Please list all lines of the material below in which the string "this" occurs.

Records with interface code
===

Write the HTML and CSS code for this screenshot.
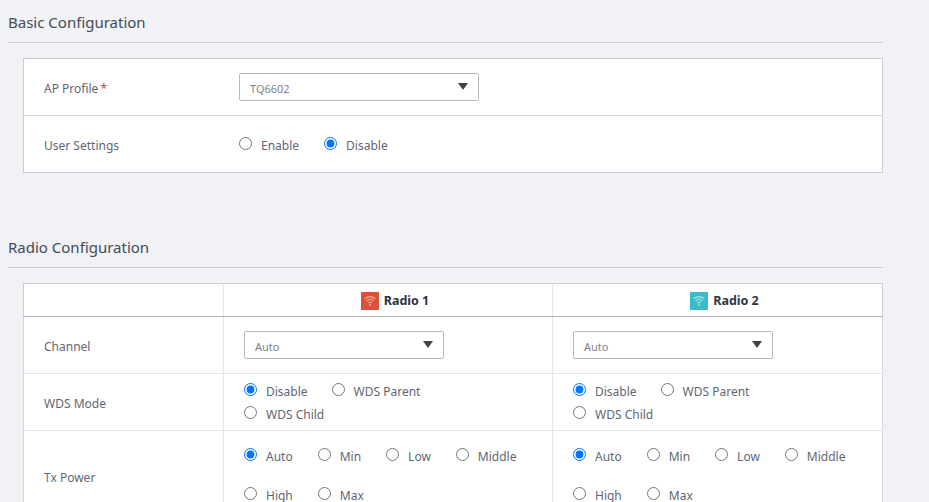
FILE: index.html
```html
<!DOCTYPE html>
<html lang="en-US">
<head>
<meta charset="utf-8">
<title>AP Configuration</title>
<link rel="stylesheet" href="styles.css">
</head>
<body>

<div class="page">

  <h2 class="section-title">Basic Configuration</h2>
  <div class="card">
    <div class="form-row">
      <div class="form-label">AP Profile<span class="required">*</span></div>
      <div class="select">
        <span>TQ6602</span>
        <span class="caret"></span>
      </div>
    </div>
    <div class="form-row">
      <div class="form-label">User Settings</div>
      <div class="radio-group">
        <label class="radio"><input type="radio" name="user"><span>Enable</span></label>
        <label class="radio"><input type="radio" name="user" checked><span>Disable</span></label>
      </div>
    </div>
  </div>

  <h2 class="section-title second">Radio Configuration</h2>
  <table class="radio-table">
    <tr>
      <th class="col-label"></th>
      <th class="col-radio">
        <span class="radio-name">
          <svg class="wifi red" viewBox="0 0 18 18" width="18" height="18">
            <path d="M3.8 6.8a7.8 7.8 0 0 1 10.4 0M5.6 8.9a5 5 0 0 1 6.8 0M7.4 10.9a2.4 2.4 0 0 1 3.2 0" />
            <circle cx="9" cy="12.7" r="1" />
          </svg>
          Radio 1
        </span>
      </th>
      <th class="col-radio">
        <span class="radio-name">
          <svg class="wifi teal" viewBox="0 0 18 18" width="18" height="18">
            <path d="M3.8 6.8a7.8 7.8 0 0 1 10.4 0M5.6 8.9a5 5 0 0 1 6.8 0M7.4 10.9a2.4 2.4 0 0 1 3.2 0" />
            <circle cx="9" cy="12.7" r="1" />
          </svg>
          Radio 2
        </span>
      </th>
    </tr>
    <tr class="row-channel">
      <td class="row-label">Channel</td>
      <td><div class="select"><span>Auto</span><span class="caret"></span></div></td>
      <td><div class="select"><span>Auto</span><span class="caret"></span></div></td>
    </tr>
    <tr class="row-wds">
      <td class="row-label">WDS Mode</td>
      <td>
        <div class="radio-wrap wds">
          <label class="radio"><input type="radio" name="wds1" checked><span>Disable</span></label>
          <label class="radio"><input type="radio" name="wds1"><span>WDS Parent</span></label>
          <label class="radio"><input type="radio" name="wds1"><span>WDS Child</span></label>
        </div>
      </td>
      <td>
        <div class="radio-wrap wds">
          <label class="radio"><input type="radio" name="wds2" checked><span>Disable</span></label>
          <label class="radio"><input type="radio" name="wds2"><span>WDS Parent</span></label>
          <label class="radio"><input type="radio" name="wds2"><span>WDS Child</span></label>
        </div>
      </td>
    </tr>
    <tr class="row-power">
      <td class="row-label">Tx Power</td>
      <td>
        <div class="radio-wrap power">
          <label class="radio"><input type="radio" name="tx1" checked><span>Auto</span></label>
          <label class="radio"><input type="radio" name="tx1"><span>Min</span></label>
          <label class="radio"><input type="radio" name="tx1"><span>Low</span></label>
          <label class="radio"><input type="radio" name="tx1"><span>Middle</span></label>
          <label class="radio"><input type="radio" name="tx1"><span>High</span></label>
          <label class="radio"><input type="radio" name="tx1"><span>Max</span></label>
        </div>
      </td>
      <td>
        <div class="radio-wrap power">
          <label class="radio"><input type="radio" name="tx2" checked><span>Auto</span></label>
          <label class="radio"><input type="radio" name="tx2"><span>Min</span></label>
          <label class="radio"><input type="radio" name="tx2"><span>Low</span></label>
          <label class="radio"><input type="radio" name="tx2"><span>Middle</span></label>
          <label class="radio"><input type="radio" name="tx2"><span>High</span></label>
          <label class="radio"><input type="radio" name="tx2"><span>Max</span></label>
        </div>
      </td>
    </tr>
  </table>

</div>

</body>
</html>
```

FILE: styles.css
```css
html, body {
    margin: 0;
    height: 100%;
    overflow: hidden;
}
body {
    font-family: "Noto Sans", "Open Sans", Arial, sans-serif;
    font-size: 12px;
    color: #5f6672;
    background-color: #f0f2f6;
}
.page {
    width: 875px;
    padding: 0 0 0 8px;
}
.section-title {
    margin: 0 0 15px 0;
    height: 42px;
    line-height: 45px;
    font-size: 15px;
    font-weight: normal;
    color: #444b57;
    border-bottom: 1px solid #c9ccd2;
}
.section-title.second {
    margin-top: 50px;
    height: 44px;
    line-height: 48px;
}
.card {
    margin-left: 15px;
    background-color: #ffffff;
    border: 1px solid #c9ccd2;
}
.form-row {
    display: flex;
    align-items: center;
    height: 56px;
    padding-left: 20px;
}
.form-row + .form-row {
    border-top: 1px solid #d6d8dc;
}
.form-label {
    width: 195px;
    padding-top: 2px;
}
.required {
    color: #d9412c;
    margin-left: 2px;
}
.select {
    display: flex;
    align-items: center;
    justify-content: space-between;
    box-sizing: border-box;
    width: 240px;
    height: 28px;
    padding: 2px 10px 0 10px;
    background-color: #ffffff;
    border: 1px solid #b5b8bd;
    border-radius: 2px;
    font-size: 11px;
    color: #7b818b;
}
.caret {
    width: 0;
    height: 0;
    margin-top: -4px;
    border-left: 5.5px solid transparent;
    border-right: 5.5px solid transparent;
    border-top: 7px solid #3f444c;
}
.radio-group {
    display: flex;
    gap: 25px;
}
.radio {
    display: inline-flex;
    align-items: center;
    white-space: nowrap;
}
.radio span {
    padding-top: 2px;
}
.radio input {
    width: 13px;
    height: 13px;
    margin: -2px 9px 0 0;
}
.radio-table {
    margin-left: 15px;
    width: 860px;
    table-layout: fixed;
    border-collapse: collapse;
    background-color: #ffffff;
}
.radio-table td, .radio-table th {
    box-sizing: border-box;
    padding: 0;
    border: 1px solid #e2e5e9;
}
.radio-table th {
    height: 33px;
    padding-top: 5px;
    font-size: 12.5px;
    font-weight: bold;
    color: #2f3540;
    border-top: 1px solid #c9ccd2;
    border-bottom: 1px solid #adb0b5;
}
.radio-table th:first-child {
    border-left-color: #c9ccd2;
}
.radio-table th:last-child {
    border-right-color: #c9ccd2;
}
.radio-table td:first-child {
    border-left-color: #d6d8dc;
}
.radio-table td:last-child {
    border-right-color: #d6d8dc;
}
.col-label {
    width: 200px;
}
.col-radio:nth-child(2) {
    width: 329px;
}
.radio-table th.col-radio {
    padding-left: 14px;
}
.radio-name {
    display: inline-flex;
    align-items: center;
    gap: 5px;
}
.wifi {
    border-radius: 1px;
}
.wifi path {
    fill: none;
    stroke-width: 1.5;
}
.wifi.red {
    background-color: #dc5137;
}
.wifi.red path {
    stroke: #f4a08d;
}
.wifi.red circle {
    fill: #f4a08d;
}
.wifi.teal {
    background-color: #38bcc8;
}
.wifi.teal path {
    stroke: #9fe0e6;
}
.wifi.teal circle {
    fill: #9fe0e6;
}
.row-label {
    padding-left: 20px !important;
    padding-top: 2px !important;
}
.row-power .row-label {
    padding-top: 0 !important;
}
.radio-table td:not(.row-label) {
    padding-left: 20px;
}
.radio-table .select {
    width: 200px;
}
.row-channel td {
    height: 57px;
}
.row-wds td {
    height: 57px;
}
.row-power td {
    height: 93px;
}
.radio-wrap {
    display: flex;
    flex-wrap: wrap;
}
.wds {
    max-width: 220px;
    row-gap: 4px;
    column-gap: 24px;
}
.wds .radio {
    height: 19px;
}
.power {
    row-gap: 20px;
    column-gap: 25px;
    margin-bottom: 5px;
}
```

===

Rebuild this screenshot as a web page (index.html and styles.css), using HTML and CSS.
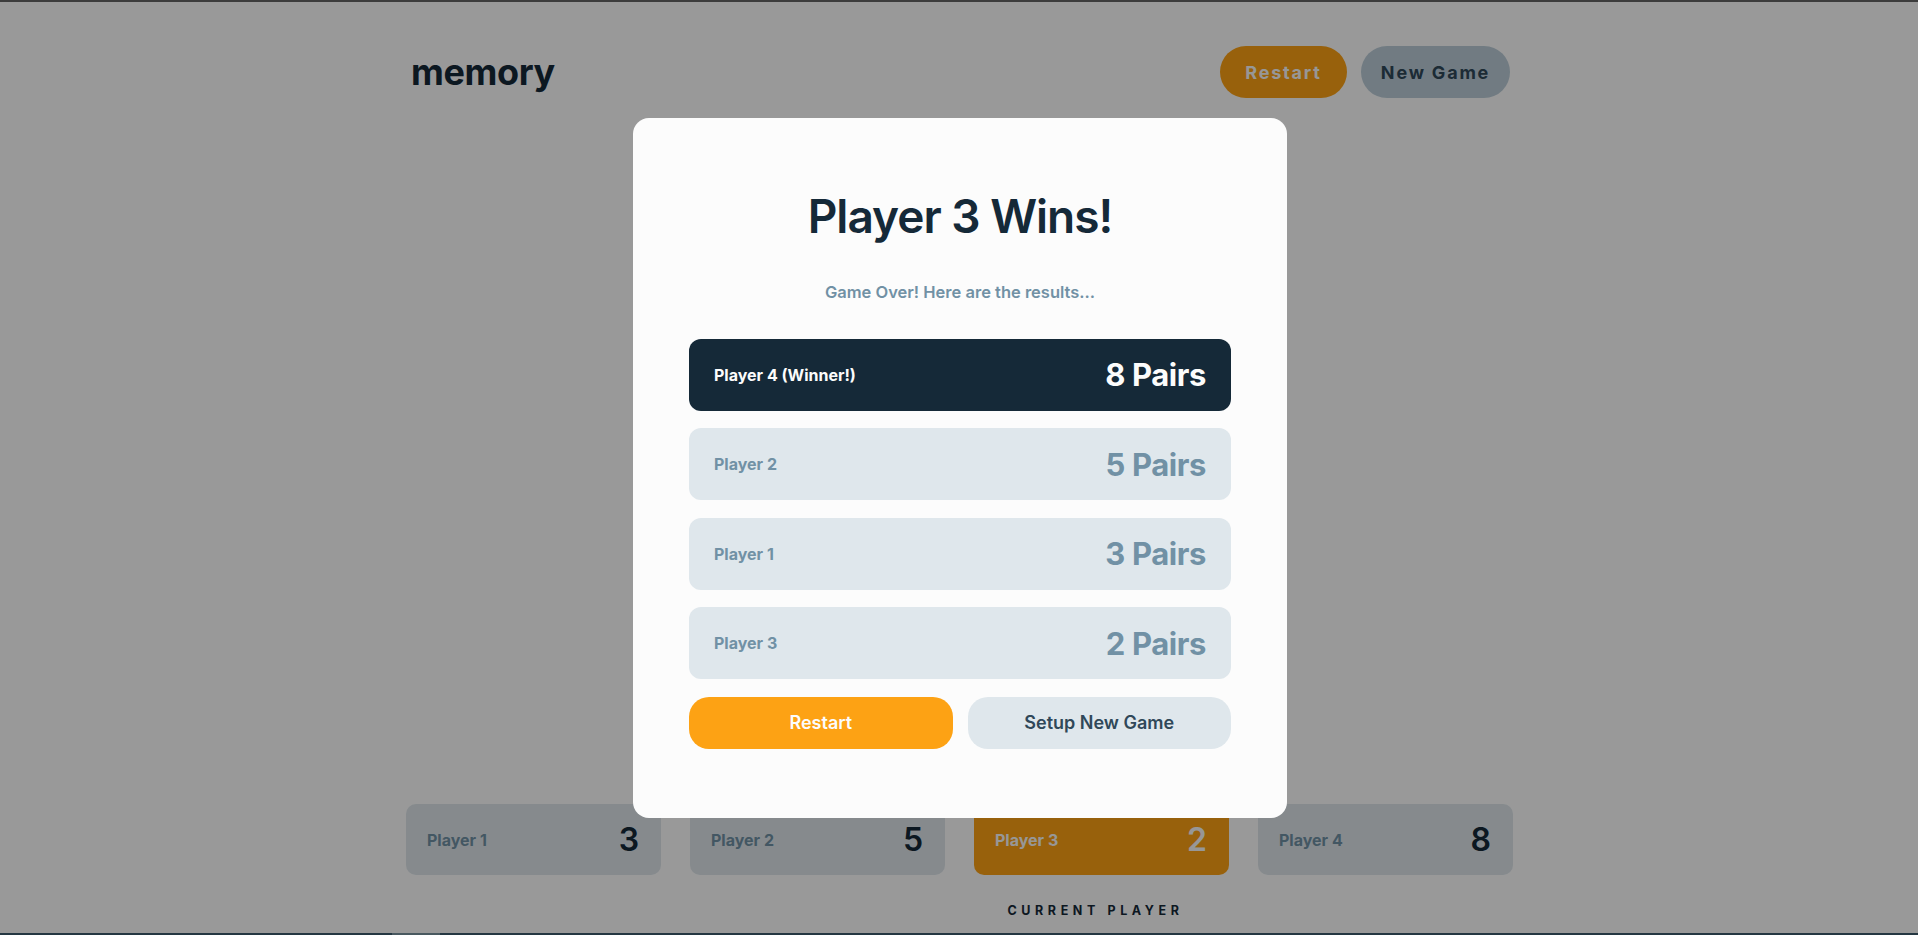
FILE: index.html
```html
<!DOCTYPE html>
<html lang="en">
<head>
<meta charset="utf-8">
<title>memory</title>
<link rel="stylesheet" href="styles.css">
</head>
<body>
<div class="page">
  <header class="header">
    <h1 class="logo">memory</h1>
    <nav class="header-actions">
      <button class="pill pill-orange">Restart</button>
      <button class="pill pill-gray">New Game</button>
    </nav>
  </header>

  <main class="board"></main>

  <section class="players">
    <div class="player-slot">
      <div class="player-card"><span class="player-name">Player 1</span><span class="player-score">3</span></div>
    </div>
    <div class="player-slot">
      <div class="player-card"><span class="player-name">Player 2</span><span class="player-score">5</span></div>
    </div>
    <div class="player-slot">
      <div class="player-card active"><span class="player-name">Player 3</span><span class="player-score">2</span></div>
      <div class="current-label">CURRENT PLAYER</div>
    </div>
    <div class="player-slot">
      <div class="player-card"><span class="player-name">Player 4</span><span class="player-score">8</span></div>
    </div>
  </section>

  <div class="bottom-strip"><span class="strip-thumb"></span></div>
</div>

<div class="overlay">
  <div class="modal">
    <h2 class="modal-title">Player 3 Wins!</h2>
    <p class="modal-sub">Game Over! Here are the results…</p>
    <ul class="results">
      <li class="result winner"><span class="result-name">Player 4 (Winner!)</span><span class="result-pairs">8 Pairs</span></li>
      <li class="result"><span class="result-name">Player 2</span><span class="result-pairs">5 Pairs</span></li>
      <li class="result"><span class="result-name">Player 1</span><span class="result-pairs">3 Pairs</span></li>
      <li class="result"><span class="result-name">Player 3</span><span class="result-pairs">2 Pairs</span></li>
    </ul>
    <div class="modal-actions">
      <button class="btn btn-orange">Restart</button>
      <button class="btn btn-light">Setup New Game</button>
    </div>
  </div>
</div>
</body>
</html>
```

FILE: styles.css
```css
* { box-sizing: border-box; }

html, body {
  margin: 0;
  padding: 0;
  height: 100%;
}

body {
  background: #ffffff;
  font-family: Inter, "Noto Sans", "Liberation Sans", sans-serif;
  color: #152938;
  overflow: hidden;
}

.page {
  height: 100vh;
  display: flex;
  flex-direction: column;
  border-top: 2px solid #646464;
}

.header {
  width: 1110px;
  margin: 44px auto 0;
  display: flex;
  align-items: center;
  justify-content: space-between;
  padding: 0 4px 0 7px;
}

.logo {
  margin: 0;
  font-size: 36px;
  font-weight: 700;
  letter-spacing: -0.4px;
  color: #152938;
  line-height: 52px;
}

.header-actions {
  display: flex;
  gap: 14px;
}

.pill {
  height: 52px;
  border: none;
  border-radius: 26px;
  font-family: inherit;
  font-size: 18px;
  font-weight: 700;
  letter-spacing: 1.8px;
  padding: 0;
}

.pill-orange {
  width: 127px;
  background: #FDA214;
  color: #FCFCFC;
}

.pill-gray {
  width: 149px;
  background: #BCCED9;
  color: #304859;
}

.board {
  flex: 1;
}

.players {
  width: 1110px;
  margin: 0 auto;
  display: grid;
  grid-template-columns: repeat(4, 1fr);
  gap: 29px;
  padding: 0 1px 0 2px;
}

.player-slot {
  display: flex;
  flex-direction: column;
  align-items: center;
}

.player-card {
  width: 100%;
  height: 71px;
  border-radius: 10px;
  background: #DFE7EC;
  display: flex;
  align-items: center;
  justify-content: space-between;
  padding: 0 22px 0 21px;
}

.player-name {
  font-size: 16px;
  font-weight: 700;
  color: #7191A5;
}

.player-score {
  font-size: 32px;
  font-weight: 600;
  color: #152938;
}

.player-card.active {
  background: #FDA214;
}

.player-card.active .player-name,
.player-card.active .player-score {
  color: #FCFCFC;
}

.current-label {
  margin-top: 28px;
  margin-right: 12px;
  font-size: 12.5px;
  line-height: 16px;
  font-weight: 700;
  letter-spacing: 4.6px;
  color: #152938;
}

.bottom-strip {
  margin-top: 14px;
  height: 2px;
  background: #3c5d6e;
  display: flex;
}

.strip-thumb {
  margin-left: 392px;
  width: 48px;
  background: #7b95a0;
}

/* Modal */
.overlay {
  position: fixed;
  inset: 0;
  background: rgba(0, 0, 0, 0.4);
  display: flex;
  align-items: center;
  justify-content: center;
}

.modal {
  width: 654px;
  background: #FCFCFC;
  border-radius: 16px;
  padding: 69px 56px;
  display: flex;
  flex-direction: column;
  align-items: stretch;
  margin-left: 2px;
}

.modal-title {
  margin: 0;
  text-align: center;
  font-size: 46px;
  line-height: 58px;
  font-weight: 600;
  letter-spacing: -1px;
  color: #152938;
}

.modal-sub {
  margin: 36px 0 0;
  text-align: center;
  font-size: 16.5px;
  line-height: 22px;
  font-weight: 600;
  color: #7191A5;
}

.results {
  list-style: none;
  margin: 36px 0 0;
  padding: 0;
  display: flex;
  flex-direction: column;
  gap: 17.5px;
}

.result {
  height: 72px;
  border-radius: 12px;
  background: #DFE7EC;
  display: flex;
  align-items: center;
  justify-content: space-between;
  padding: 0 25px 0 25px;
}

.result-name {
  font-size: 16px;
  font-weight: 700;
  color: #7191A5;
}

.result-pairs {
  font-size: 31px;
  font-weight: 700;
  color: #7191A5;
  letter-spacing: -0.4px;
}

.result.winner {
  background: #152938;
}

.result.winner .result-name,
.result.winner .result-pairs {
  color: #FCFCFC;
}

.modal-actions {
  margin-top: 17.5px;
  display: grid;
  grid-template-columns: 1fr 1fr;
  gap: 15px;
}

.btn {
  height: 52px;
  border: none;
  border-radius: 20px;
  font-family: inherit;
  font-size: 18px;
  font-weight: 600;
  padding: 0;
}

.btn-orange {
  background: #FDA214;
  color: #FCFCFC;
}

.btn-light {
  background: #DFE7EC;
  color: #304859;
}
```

===

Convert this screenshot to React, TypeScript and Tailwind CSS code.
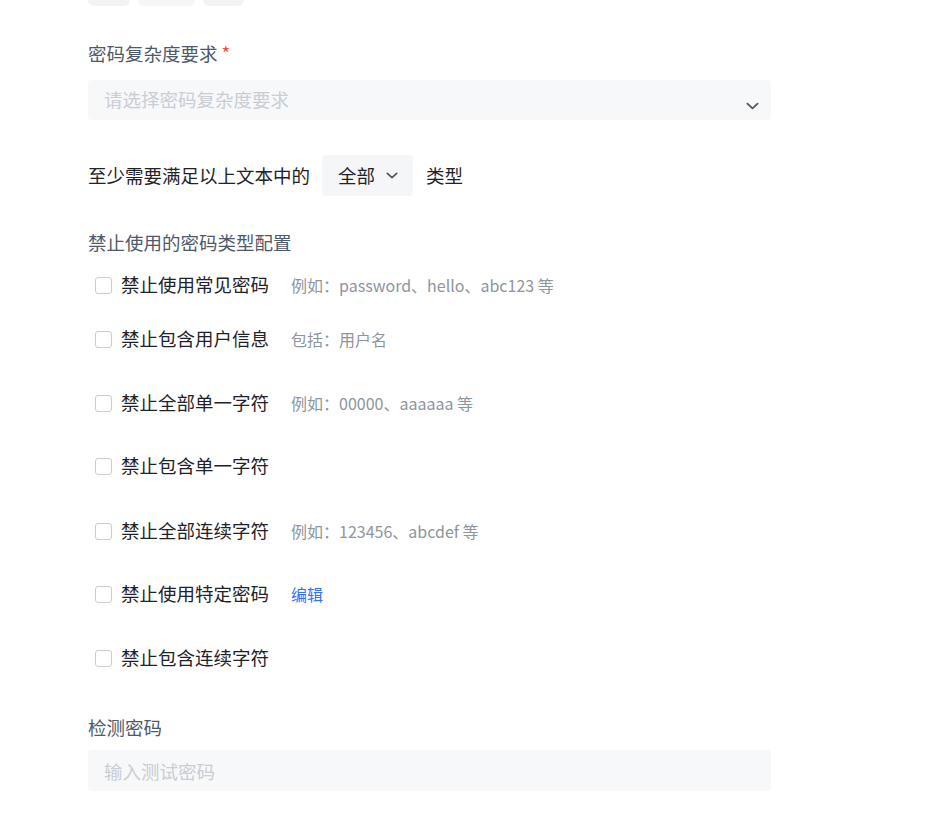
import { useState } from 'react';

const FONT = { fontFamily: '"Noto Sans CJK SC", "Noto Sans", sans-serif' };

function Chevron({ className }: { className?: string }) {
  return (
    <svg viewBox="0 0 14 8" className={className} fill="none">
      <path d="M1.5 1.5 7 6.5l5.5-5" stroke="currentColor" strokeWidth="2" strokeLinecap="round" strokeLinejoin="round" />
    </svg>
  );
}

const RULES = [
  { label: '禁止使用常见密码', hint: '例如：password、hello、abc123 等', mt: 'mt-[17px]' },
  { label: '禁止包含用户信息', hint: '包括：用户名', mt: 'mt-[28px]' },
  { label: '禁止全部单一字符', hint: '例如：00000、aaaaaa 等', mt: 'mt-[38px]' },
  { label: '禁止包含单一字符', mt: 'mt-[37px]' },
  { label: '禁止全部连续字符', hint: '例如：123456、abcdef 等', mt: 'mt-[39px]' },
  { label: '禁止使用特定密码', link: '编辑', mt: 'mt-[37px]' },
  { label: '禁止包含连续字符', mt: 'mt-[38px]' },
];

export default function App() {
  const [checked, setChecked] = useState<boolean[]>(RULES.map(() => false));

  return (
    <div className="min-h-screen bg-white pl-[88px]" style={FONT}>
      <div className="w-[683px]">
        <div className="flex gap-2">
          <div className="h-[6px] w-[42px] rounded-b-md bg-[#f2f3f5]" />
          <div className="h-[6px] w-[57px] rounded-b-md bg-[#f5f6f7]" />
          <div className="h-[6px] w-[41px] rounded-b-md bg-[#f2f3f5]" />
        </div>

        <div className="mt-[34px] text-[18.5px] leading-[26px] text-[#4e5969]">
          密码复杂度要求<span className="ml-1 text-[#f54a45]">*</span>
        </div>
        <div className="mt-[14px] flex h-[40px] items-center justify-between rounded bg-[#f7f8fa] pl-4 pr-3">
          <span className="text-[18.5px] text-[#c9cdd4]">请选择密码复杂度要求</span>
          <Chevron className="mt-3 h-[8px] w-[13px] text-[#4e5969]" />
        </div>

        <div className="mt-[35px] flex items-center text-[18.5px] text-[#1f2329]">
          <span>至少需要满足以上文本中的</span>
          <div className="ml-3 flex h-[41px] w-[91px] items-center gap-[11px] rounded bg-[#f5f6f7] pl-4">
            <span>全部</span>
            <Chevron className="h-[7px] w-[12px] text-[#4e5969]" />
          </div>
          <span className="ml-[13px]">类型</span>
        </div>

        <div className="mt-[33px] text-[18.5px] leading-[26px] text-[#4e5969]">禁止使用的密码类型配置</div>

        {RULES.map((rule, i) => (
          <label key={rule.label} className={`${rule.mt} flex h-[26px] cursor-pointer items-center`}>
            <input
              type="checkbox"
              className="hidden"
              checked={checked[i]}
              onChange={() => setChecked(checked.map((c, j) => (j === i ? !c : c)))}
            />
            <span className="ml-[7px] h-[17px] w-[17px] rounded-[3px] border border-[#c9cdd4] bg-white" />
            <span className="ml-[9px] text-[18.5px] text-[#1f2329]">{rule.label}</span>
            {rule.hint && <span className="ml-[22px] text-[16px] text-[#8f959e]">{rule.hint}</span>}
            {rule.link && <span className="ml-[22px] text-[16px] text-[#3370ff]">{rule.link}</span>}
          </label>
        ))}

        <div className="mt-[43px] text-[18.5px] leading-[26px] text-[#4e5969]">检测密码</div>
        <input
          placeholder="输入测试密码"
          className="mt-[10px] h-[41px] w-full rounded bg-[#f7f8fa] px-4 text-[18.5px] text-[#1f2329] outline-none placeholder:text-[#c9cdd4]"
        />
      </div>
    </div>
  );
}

===

[ANSWER]
Write the HTML and CSS code for this screenshot.
Rebuild this screenshot as a web page (index.html and styles.css), using HTML and CSS.
Convert this screenshot to React, TypeScript and Tailwind CSS code.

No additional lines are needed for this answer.